Com efeito, e apesar do esplendor das iluminações coloridas, da música evocativa que inunda as ruas da nossa cidade, dos concertos e outras manifestações artísticas, como os presépios, e até nas celebrações nas igrejas, essa mensagem do Reino, fica muitas vezes oculta e passa despercebida. O que o anjo Gabriel diz a Maria sobre o futuro do seu filho Jesus, não pode ser ignorado por ninguém, muito menos pelos que dizem acreditar Nele, porque é esse reino, anunciado e futuro, que Maria carateriza, em resposta às sublimes palavras que a sua amiga Isabel lhe dirigira:
“ (Deus) manifesta poder; dissipa os arrogantes nos pensamentos de seus corações; depõe dos tronos os poderosos, e eleva os humildes. Enche de bens os famintos e despede vazios os ricos, e auxiliou a Israel, seu servo, recordando-se da sua misericórdia” (1:51-53).

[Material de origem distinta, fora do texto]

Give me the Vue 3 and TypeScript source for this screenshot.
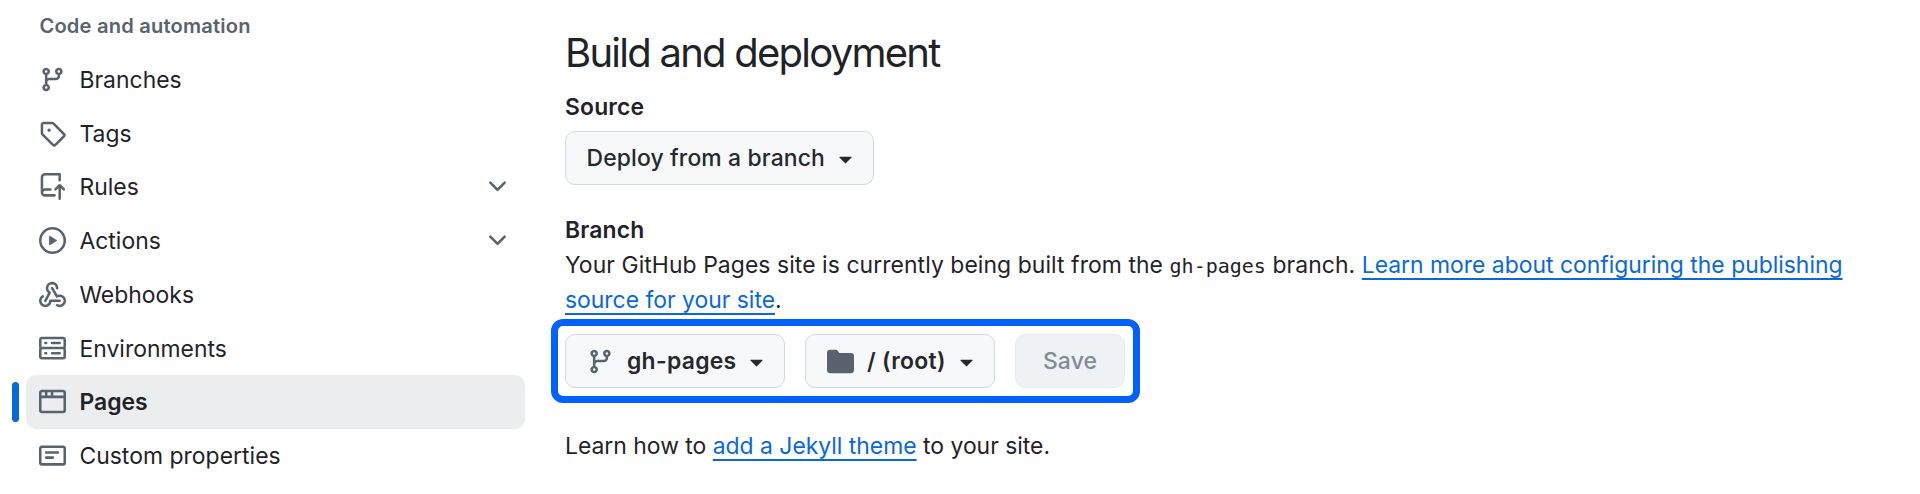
<script setup lang="ts">
interface NavItem {
  label: string
  key: string
  icon: string
  expandable?: boolean
  active?: boolean
}

const branchIcon =
  'M9.5 3.25a2.25 2.25 0 1 1 3 2.122V6A2.5 2.5 0 0 1 10 8.5H6a1 1 0 0 0-1 1v1.128a2.251 2.251 0 1 1-1.5 0V5.372a2.25 2.25 0 1 1 1.5 0v1.836A2.493 2.493 0 0 1 6 7h4a1 1 0 0 0 1-1v-.628A2.25 2.25 0 0 1 9.5 3.25Zm-6 0a.75.75 0 1 0 1.5 0 .75.75 0 0 0-1.5 0Zm8.25-.75a.75.75 0 1 0 0 1.5.75.75 0 0 0 0-1.5ZM4.25 12a.75.75 0 1 0 0 1.5.75.75 0 0 0 0-1.5Z'

const caretIcon =
  'm4.427 7.427 3.396 3.396a.25.25 0 0 0 .354 0l3.396-3.396A.25.25 0 0 0 11.396 7H4.604a.25.25 0 0 0-.177.427Z'

const items: NavItem[] = [
  { key: 'branches', label: 'Branches', icon: branchIcon },
  {
    key: 'tags',
    label: 'Tags',
    icon: 'M1 7.775V2.75C1 1.784 1.784 1 2.75 1h5.025c.464 0 .91.184 1.238.513l6.25 6.25a1.75 1.75 0 0 1 0 2.474l-5.026 5.026a1.75 1.75 0 0 1-2.474 0l-6.25-6.25A1.752 1.752 0 0 1 1 7.775Zm1.5 0c0 .066.026.13.073.177l6.25 6.25a.25.25 0 0 0 .354 0l5.025-5.025a.25.25 0 0 0 0-.354l-6.25-6.25a.25.25 0 0 0-.177-.073H2.75a.25.25 0 0 0-.25.25ZM6 5a1 1 0 1 1 0 2 1 1 0 0 1 0-2Z',
  },
  {
    key: 'rules',
    label: 'Rules',
    expandable: true,
    icon: 'M1 2.5A2.5 2.5 0 0 1 3.5 0h8.75a.75.75 0 0 1 .75.75v3.5a.75.75 0 0 1-1.5 0V1.5h-8a1 1 0 0 0-1 1v6.708A2.493 2.493 0 0 1 3.5 9h3.25a.75.75 0 0 1 0 1.5H3.5a1 1 0 0 0 0 2h5.75a.75.75 0 0 1 0 1.5H3.5A2.5 2.5 0 0 1 1 11.5Zm13.23 7.79h-.001l-1.224-1.224v6.184a.75.75 0 0 1-1.5 0V9.066L10.28 10.29a.75.75 0 0 1-1.06-1.061l2.505-2.504a.75.75 0 0 1 1.06 0L15.29 9.23a.751.751 0 0 1-.018 1.042.751.751 0 0 1-1.042.018Z',
  },
  {
    key: 'actions',
    label: 'Actions',
    expandable: true,
    icon: 'M8 0a8 8 0 1 1 0 16A8 8 0 0 1 8 0ZM1.5 8a6.5 6.5 0 1 0 13 0 6.5 6.5 0 0 0-13 0Zm4.879-2.773 4.264 2.559a.25.25 0 0 1 0 .428l-4.264 2.559A.25.25 0 0 1 6 10.559V5.442a.25.25 0 0 1 .379-.215Z',
  },
  {
    key: 'webhooks',
    label: 'Webhooks',
    icon: 'M5.5 4.25a2.25 2.25 0 0 1 4.5 0 .75.75 0 0 0 1.5 0 3.75 3.75 0 1 0-6.14 2.889l-2.272 4.258a.75.75 0 0 0 1.324.706L7 7.25a.75.75 0 0 0-.309-1.015A2.25 2.25 0 0 1 5.5 4.25ZM7.364 3.607a.75.75 0 0 1 1.03.257l2.608 4.349a3.75 3.75 0 1 1-.628 6.785.75.75 0 0 1 .752-1.299 2.25 2.25 0 1 0-.033-3.88.75.75 0 0 1-1.03-.256L7.107 4.636a.75.75 0 0 1 .257-1.03ZM2.9 8.776A.75.75 0 0 1 2.625 9.8 2.25 2.25 0 1 0 6 11.75a.75.75 0 0 1 .75-.751h5.5a.75.75 0 0 1 0 1.5H7.425a3.751 3.751 0 1 1-5.55-3.998.75.75 0 0 1 1.024.274Z',
  },
  {
    key: 'environments',
    label: 'Environments',
    icon: 'M1.75 1h12.5c.966 0 1.75.784 1.75 1.75v4c0 .372-.116.717-.314 1 .198.283.314.628.314 1v4a1.75 1.75 0 0 1-1.75 1.75H1.75A1.75 1.75 0 0 1 0 12.75v-4c0-.358.109-.707.314-1a1.739 1.739 0 0 1-.314-1v-4C0 1.784.784 1 1.75 1ZM1.5 2.75v4c0 .138.112.25.25.25h12.5a.25.25 0 0 0 .25-.25v-4a.25.25 0 0 0-.25-.25H1.75a.25.25 0 0 0-.25.25Zm.25 5.75a.25.25 0 0 0-.25.25v4c0 .138.112.25.25.25h12.5a.25.25 0 0 0 .25-.25v-4a.25.25 0 0 0-.25-.25ZM7 4.75A.75.75 0 0 1 7.75 4h4.5a.75.75 0 0 1 0 1.5h-4.5A.75.75 0 0 1 7 4.75ZM7.75 10h4.5a.75.75 0 0 1 0 1.5h-4.5a.75.75 0 0 1 0-1.5ZM3 4.75A.75.75 0 0 1 3.75 4h.5a.75.75 0 0 1 0 1.5h-.5A.75.75 0 0 1 3 4.75ZM3.75 10h.5a.75.75 0 0 1 0 1.5h-.5a.75.75 0 0 1 0-1.5Z',
  },
  {
    key: 'pages',
    label: 'Pages',
    active: true,
    icon: 'M0 2.75C0 1.784.784 1 1.75 1h12.5c.966 0 1.75.784 1.75 1.75v10.5A1.75 1.75 0 0 1 14.25 15H1.75A1.75 1.75 0 0 1 0 13.25ZM14.5 6h-13v7.25c0 .138.112.25.25.25h12.5a.25.25 0 0 0 .25-.25Zm-6-3.5v2h6V2.75a.25.25 0 0 0-.25-.25ZM5 2.5v2h2v-2Zm-3.25 0a.25.25 0 0 0-.25.25V4.5h2v-2Z',
  },
  {
    key: 'properties',
    label: 'Custom properties',
    icon: 'M0 3.75C0 2.784.784 2 1.75 2h12.5c.966 0 1.75.784 1.75 1.75v8.5A1.75 1.75 0 0 1 14.25 14H1.75A1.75 1.75 0 0 1 0 12.25Zm1.75-.25a.25.25 0 0 0-.25.25v8.5c0 .138.112.25.25.25h12.5a.25.25 0 0 0 .25-.25v-8.5a.25.25 0 0 0-.25-.25ZM3.5 6.25a.75.75 0 0 1 .75-.75h7a.75.75 0 0 1 0 1.5h-7a.75.75 0 0 1-.75-.75Zm.75 2.25h4a.75.75 0 0 1 0 1.5h-4a.75.75 0 0 1 0-1.5Z',
  },
]
</script>

<template>
  <div class="page">
    <nav class="sidebar">
      <h3 class="group-title">Code and automation</h3>
      <ul class="nav-list">
        <li v-for="item in items" :key="item.key" class="nav-item" :class="{ active: item.active }">
          <svg class="icon" viewBox="0 0 16 16"><path :d="item.icon" /></svg>
          <span class="nav-label">{{ item.label }}</span>
          <svg v-if="item.expandable" class="icon" viewBox="0 0 16 16">
            <path d="M12.78 5.22a.749.749 0 0 1 0 1.06l-4.25 4.25a.749.749 0 0 1-1.06 0L3.22 6.28a.749.749 0 1 1 1.06-1.06L8 8.939l3.72-3.719a.749.749 0 0 1 1.06 0Z" />
          </svg>
        </li>
      </ul>
    </nav>

    <main class="content">
      <h2 class="title">Build and deployment</h2>
      <h4 class="label source">Source</h4>
      <button class="btn deploy" type="button">
        <span class="deploy-text">Deploy from a branch</span>
        <svg class="icon caret" viewBox="0 0 16 16"><path :d="caretIcon" /></svg>
      </button>
      <h4 class="label branch">Branch</h4>
      <p class="text">
        <span class="intro">Your GitHub Pages site is currently being built from the </span><code>gh-pages</code><span class="intro"> branch. </span><a class="link">Learn more about configuring the publishing</a><br />
        <a class="link">source for your site</a>.
      </p>
      <div class="highlight">
        <button class="btn ref" type="button">
          <svg class="icon" viewBox="0 0 16 16"><path :d="branchIcon" /></svg>
          <span class="ref-text">gh-pages</span>
          <svg class="icon caret" viewBox="0 0 16 16"><path :d="caretIcon" /></svg>
        </button>
        <button class="btn folder" type="button">
          <svg class="icon" viewBox="0 0 16 16">
            <path d="M1.75 1A1.75 1.75 0 0 0 0 2.75v10.5C0 14.216.784 15 1.75 15h12.5A1.75 1.75 0 0 0 16 13.25v-8.5A1.75 1.75 0 0 0 14.25 3H7.5a.25.25 0 0 1-.2-.1l-.9-1.2C6.07 1.26 5.55 1 5 1H1.75Z" />
          </svg>
          <span class="folder-text">/ (root)</span>
          <svg class="icon caret" viewBox="0 0 16 16"><path :d="caretIcon" /></svg>
        </button>
        <button class="btn save" type="button" disabled>Save</button>
      </div>
      <p class="text footer">Learn how to <a class="link">add a Jekyll theme</a> to your site.</p>
    </main>
  </div>
</template>

<style>
body {
  background: #fff;
}
</style>

<style scoped>
.page {
  display: flex;
  height: 494px;
  overflow: hidden;
  background: #fff;
  color: #1f2328;
  font-family: Inter, 'Liberation Sans', sans-serif;
  font-size: 22.9px;
}

h2,
h3,
h4,
p,
ul {
  margin: 0;
  padding: 0;
}

.sidebar {
  width: 499px;
  margin-left: 26px;
  flex: none;
}

.group-title {
  box-sizing: border-box;
  height: 52.6px;
  padding: 1px 0 0 13.4px;
  color: #59636e;
  font-size: 20.1px;
  font-weight: 600;
  line-height: 50px;
  letter-spacing: 0.2px;
}

.nav-list {
  list-style: none;
}

.nav-item {
  position: relative;
  display: flex;
  align-items: center;
  height: 53.76px;
  padding: 0 14px 0 13.4px;
  border-radius: 10px;
}

.nav-item.active {
  background: #ebedef;
  font-weight: 600;
}

.nav-item.active::before {
  content: '';
  position: absolute;
  left: -14px;
  top: 7px;
  width: 7px;
  height: 40px;
  border-radius: 4px;
  background: #0969da;
}

.icon {
  width: 27px;
  height: 27px;
  flex: none;
  fill: #59636e;
}

.nav-label {
  flex: 1;
  margin-left: 13px;
  padding-top: 1px;
  letter-spacing: 0.04px;
  white-space: nowrap;
}

.content {
  width: 1300px;
  margin-left: 40px;
}

.title {
  box-sizing: border-box;
  height: 89px;
  padding-top: 26px;
  font-size: 40px;
  font-weight: 400;
  line-height: 54px;
  letter-spacing: -1.75px;
}

.label {
  font-size: 22.9px;
  font-weight: 600;
  line-height: 36px;
  letter-spacing: 0.15px;
}

.label.source {
  height: 42px;
}

.btn {
  display: flex;
  align-items: center;
  box-sizing: border-box;
  height: 54px;
  padding: 0 14px 0 20.5px;
  border: 1px solid #d1d9e0;
  border-radius: 10px;
  background: #f6f8fa;
  color: #25292e;
  font-family: inherit;
  font-size: 22.9px;
  font-weight: 500;
  line-height: 35px;
  letter-spacing: 0.14px;
  white-space: nowrap;
}

.caret {
  margin-left: auto;
  fill: #25292e;
}

.deploy {
  width: 309px;
}

.label.branch {
  height: 35px;
  margin-top: 27px;
}

.text {
  line-height: 35px;
  white-space: nowrap;
}

.btn + .label + .text {
  padding-top: 1px;
}

.intro {
  letter-spacing: 0.08px;
}

code {
  font-family: 'DejaVu Sans Mono', monospace;
  font-size: 20px;
  line-height: 1;
}

.link {
  color: #0969da;
  text-decoration: underline;
  text-decoration-thickness: 2px;
  text-decoration-skip-ink: none;
  text-underline-offset: 5px;
}

.highlight {
  display: flex;
  box-sizing: border-box;
  width: 589px;
  height: 84px;
  margin-top: 1px;
  margin-left: -14px;
  padding: 8px 7px;
  border: 7px solid #0061ff;
  border-radius: 12px;
}

.ref {
  width: 220px;
  font-weight: 600;
}

.ref-text {
  margin-left: 13.5px;
  letter-spacing: 0.3px;
}

.folder {
  width: 190px;
  margin-left: 20px;
  font-weight: 600;
}

.folder-text {
  margin-left: 13.5px;
  letter-spacing: 0.3px;
}

.save {
  width: 110px;
  margin-left: 20px;
  padding: 0;
  justify-content: center;
  border-color: #e6eaef;
  background: #eff2f5;
  color: #818b98;
}

.footer {
  margin-top: 26px;
}
</style>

Lucas conta-nos a vida e a obra de Jesus desde o Seu nascimento até à Sua ascensão aos céus, sem omitir a crucificação, morte e ressurreição. Muitos homens e mulheres daqueles dias conviveram com Ele, quando, com cerca de 30 anos, se apresentou em público como Filho do Homem, assumindo a nossa natureza humana, e anunciando a missão que o trouxera a este mundo. Curiosamente, a mensagem do anjo Gabriel não referia os acontecimentos trágicos a que havia de ser sujeito, mas sim o futuro glorioso, que lhe estava reservado!

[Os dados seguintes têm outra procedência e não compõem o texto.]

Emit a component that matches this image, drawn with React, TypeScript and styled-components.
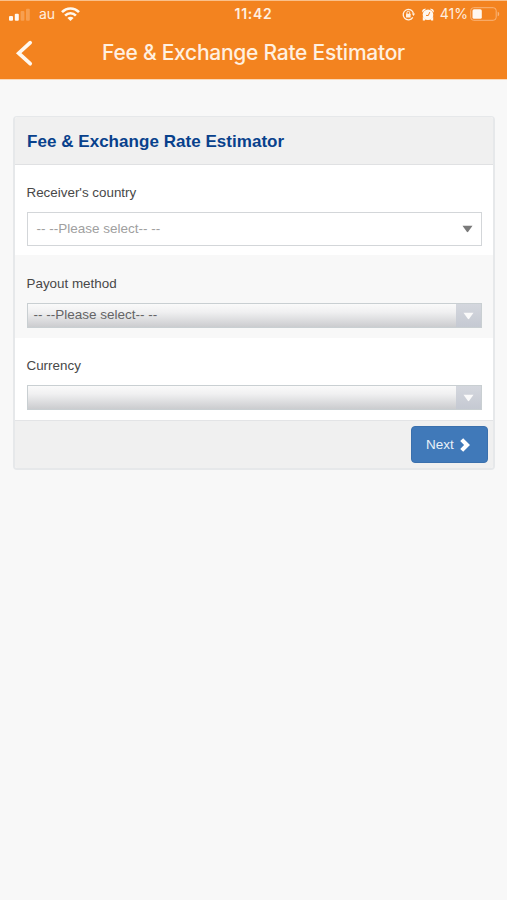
import React from "react";
import styled, { createGlobalStyle } from "styled-components";

const GlobalStyle = createGlobalStyle`
  * { box-sizing: border-box; }
  body {
    margin: 0;
    background: #f8f8f8;
    font-family: "Liberation Sans", Arial, sans-serif;
  }
`;

const Screen = styled.div`
  width: 507px;
  height: 900px;
  overflow: hidden;
  background: #f8f8f8;
`;

const TopBar = styled.header`
  height: 80px;
  background: #f3831f;
  border-top: 1px solid #fac08a;
  border-bottom: 1px solid #fbd9b8;
  color: #fff0e0;
  font-family: Inter, sans-serif;
`;

const StatusBar = styled.div`
  display: grid;
  grid-template-columns: 1fr auto 1fr;
  align-items: center;
  height: 26px;
  padding: 0 7px 0 9px;
`;

const StatusGroup = styled.div<{ $end?: boolean }>`
  display: flex;
  align-items: center;
  justify-content: ${(p) => (p.$end ? "flex-end" : "flex-start")};
  height: 26px;
`;

const Carrier = styled.span`
  width: 17px;
  margin: 0 5px 0 9px;
  font-size: 14px;
  line-height: 20px;
`;

const Clock = styled.span`
  margin-right: 2px;
  font-size: 14px;
  font-weight: 600;
  letter-spacing: 0.7px;
  line-height: 20px;
`;

const StatusIcon = styled.span`
  display: flex;
  margin-left: 7px;
`;

const Percent = styled.span`
  margin: 0 2px 0 6px;
  font-size: 14px;
  line-height: 20px;
`;

const NavBar = styled.div`
  display: grid;
  grid-template-columns: 48px 1fr 48px;
  align-items: center;
  height: 52px;
`;

const BackButton = styled.button`
  display: flex;
  align-items: center;
  height: 52px;
  padding: 0 0 0 15px;
  border: 0;
  background: none;
`;

const NavTitle = styled.h1`
  margin: 0;
  text-align: center;
  font-size: 21px;
  font-weight: 500;
  letter-spacing: -0.26px;
  line-height: 28px;
  white-space: nowrap;
`;

const Panel = styled.main`
  width: 482px;
  margin: 36px 0 0 13px;
  border: 2px solid #e6e8ea;
  border-top-width: 1px;
  border-radius: 4px;
  background: #fff;
  overflow: hidden;
`;

const PanelHeader = styled.div`
  display: flex;
  align-items: center;
  height: 48px;
  padding: 2px 12px 0;
  background: #f0f0f0;
  border-bottom: 1px solid #e0e1e3;
`;

const PanelTitle = styled.h2`
  margin: 0;
  color: #08418c;
  font-size: 17px;
  font-weight: 700;
  letter-spacing: 0.04px;
  line-height: 24px;
  white-space: nowrap;
`;

const Field = styled.div<{ $height: number; $shaded?: boolean }>`
  height: ${(p) => p.$height}px;
  padding: ${(p) => (p.$shaded ? 20 : 19)}px 12px 0;
  background: ${(p) => (p.$shaded ? "#f8f8f8" : "#fff")};
`;

const Label = styled.div`
  height: 18px;
  margin-left: -0.5px;
  color: #484848;
  font-size: 13.4px;
  line-height: 18px;
`;

const Select = styled.div`
  display: flex;
  align-items: center;
  justify-content: space-between;
  width: 455px;
  height: 34px;
  margin: 9.5px 0 0 -0.5px;
  padding: 0 8px 0 9px;
  border: 1.5px solid #d3d6d9;
  background: #fff;
  color: #a0a0a0;
  font-size: 13.5px;
`;

const DisabledSelect = styled.div`
  display: flex;
  justify-content: space-between;
  width: 455px;
  height: 25px;
  margin: 10px 0 0 -0.5px;
  padding-left: 6px;
  border: 1px solid #c9cfd2;
  background: linear-gradient(#fafafa 0%, #f0f0f1 35%, #cbcccf 100%);
  color: #646466;
  font-size: 13.5px;
  line-height: 22px;
`;

const SelectArrow = styled.span`
  display: flex;
  align-items: center;
  justify-content: center;
  width: 25px;
  height: 23px;
  background: linear-gradient(#d4d7de, #c5c9d2);
`;

const PanelFooter = styled.div`
  display: flex;
  justify-content: flex-end;
  height: 48px;
  padding: 5px 5.5px 0;
  border-top: 1px solid #e3e4e6;
  background: #f0f0f0;
`;

const NextButton = styled.button`
  display: flex;
  align-items: center;
  width: 77px;
  height: 37px;
  padding: 0 0 0 14.5px;
  border: 1px solid #3a70ad;
  border-radius: 4px;
  background: #4079b9;
  color: #e8f0f8;
  font-family: inherit;
  font-size: 13.5px;
  gap: 5px;
`;

const Signal = () => (
  <svg width="21" height="13" viewBox="0 0 21 13">
    <rect x="0" y="8" width="4" height="4.8" rx="1" fill="#fff8ef" />
    <rect x="5.8" y="5.7" width="4" height="7.1" rx="1" fill="#fff8ef" />
    <rect x="11.6" y="3" width="3.8" height="9.8" rx="1" fill="#f79f50" />
    <rect x="17" y="0.7" width="3.8" height="12.1" rx="1" fill="#f79f50" />
  </svg>
);

const Wifi = () => (
  <svg width="19" height="14" viewBox="0 0 19 14" fill="none" stroke="#fff8ef" strokeWidth="2.6">
    <path d="M1 5.2C5.8.2 13.2.2 18 5.2" />
    <path d="M4.1 8.6c3-3.1 7.8-3.1 10.8 0" />
    <path d="M9.5 14 6.4 10.9c1.7-1.7 4.5-1.7 6.2 0z" fill="#fff8ef" stroke="none" />
  </svg>
);

const RotationLock = () => (
  <svg width="13" height="13" viewBox="0 0 13 13" fill="none" stroke="#fff1e2" strokeWidth="1.3">
    <path d="M10.8 9.4A5.2 5.2 0 1 1 11.5 5.6" />
    <path d="M9.8 5.4h3.2L11.6 8z" fill="#fff1e2" stroke="none" />
    <rect x="4" y="5.8" width="4.6" height="3.6" rx=".5" fill="#fff1e2" stroke="none" />
    <path d="M4.9 6V4.7a1.4 1.4 0 0 1 2.8 0V6" strokeWidth="1" />
  </svg>
);

const Alarm = () => (
  <svg width="12" height="13" viewBox="0 0 12 13" fill="#fff8ef">
    <circle cx="6" cy="6.8" r="5.3" />
    <path d="M.4 4.6C-.4 1.7 1.4.2 4.2.8zM11.6 4.6C12.4 1.7 10.6.2 7.8.8zM.8 8.5l2.8 3-.9 1H.8zM11.2 8.5l-2.8 3 .9 1h1.9z" />
    <path d="M7.8 4.1 6.3 7.5 4 7.4" fill="none" stroke="#f4831f" strokeWidth="1" />
  </svg>
);

const Battery = () => (
  <svg width="30" height="14" viewBox="0 0 30 14">
    <rect x=".7" y=".7" width="25.5" height="12.6" rx="3" fill="none" stroke="#f9b478" strokeWidth="1" />
    <rect x="2.5" y="2.3" width="9.3" height="9.4" rx="1.5" fill="#fff8ef" />
    <path d="M27.7 4.7c2 .5 2 4.1 0 4.6z" fill="#f9b478" />
  </svg>
);

const BackChevron = () => (
  <svg width="18" height="27" viewBox="0 0 18 27" fill="none">
    <path d="M15.2 2.7 3.7 13.2 15.2 23.7" stroke="#fff8ef" strokeWidth="3.7" strokeLinecap="round" strokeLinejoin="miter" />
  </svg>
);

const Triangle = ({ color }: { color: string }) => (
  <svg width="11" height="8" viewBox="0 0 11 8">
    <path d="M.5.8h10L6.2 6.7q-.7.9-1.4 0z" fill={color} />
  </svg>
);

const NextChevron = () => (
  <svg width="12" height="14" viewBox="0 0 12 14">
    <path d="M1.2 3.1 4.2.3 11 7l-6.8 6.7-3-2.8L5.1 7z" fill="#fff" />
  </svg>
);

export default function App() {
  return (
    <Screen>
      <GlobalStyle />
      <TopBar>
        <StatusBar>
          <StatusGroup>
            <Signal />
            <Carrier>au</Carrier>
            <Wifi />
          </StatusGroup>
          <Clock>11:42</Clock>
          <StatusGroup $end>
            <RotationLock />
            <StatusIcon>
              <Alarm />
            </StatusIcon>
            <Percent>41%</Percent>
            <Battery />
          </StatusGroup>
        </StatusBar>
        <NavBar>
          <BackButton aria-label="Back">
            <BackChevron />
          </BackButton>
          <NavTitle>Fee &amp; Exchange Rate Estimator</NavTitle>
        </NavBar>
      </TopBar>
      <Panel>
        <PanelHeader>
          <PanelTitle>Fee &amp; Exchange Rate Estimator</PanelTitle>
        </PanelHeader>
        <Field $height={90}>
          <Label>Receiver's country</Label>
          <Select>
            <span>-- --Please select-- --</span>
            <Triangle color="#7a7a7a" />
          </Select>
        </Field>
        <Field $height={83} $shaded>
          <Label>Payout method</Label>
          <DisabledSelect>
            <span>-- --Please select-- --</span>
            <SelectArrow>
              <Triangle color="#fafafa" />
            </SelectArrow>
          </DisabledSelect>
        </Field>
        <Field $height={82}>
          <Label>Currency</Label>
          <DisabledSelect>
            <span />
            <SelectArrow>
              <Triangle color="#fafafa" />
            </SelectArrow>
          </DisabledSelect>
        </Field>
        <PanelFooter>
          <NextButton>
            Next
            <NextChevron />
          </NextButton>
        </PanelFooter>
      </Panel>
    </Screen>
  );
}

Jesus marca com a Sua vida e exemplo a história da Humanidade e é conhecido, honrado e adorado por muitos milhões de pessoas em todo o mundo, como Filho do Deus Altíssimo! A história não regista que tenha reinado ou reine em Jerusalém, nem que governe o povo de Israel, que continua à espera desse Messias Rei.
Assim, o cumprimento integral dessa promessa, que Maria ouviu da boca do anjo Gabriel é, ainda, uma expetativa para os crentes em Jesus, o Ungido ou Cristo (em grego), e também, sobretudo, para a nação israelita. O Reino é um ambicioso projeto, que faz parte do plano de Deus para a completa e total regeneração da sua criação, no qual também queremos participar!
Nesta conformidade, a mensagem desse Natal único, está grávida de um brilhante futuro para a Humanidade!
Jesus desenvolveu-se no ambiente geográfico, político e social, como qualquer outro judeu no Seu tempo. Na fase pública da sua vida terrena, esforçou-se por dar a conhecer esse Reino futuro, do qual eram prenúncio os grandes milagres, curas e maravilhas que efetuava entre o povo. Tudo o que fazia e dizia constituíam sinais da essência e aproximação desse reino sem fim, inundado de saúde, paz e bem-estar.
Muitos acreditaram que Jesus era o Messias de quem as escrituras do Antigo Testamento falavam. O estabelecimento desse reino é anunciado na profecia de Amós (séc. VIII a.C.) em anos de enorme prosperidade material em Israel e de grandes conquistas militares para consolidação das fronteiras do Reino do Norte. «Diz o Senhor»: “Naquele dia tornarei a levantar o tabernáculo de Davi, que está caído, e repararei as suas brechas, e tornarei a levantar as suas ruínas, e as reedificarei como nos dias antigos” (Amós 9:8,11).
Ora, este assunto, é de primeira importância e por isso central na mensagem de Jesus relatada nos evangelhos e noutros textos do Novo Testamento, quer antes, quer depois de ser ressuscitado, como lemos em Atos 1:3-6: “Depois de haver padecido, se apresentou vivo «aos seus apóstolos», com muitas e infalíveis provas, sendo visto por eles por espaço de quarenta dias e falando-lhes das coisas respeitantes ao reino de Deus”. “Aqueles, pois, que se haviam reunido perguntaram-lhe, dizendo: Senhor, restaurarás tu neste tempo o reino a Israel?”
Também a pregação primitiva, depois da ressurreição de Jesus, anunciava esse Reino como lemos em Atos 8:4-5; 12: “Filipe pregava acerca do reino de Deus e anunciava Jesus Cristo”.
Por outro lado, muitos anos depois, o apóstolo Paulo lembrava, no final da sua carreira: E, agora, na verdade, sei que todos vós por quem passei pregando o reino de Deus, não vereis mais o meu rosto” (Atos 20:25).
Estes textos refletem a esperança que os discípulos do primeiro século depositavam na chegada desse Reino, que tem como Rei o Ungido de Deus. Isto pode parecer estranho, mas considerem que Jesus, na sua luta contra o mal, ao dar a sua vida por todos nós, e ao ressurgir da morte, tornou-se definitivamente vencedor!
Caros leitores: Este reino anunciado, já está dentro do coração de muitos homens e mulheres que vivem hoje vidas dedicadas e empenhadas, colaborando na sua construção, ao praticarem os valores que Jesus Cristo ensinou.
Neste Natal só nos resta esperar, com a determinação da fé e com toda a humildade, resposta à nossa oração diária: “Venha o teu reino. Seja feita a tua vontade assim na terra como no céu”.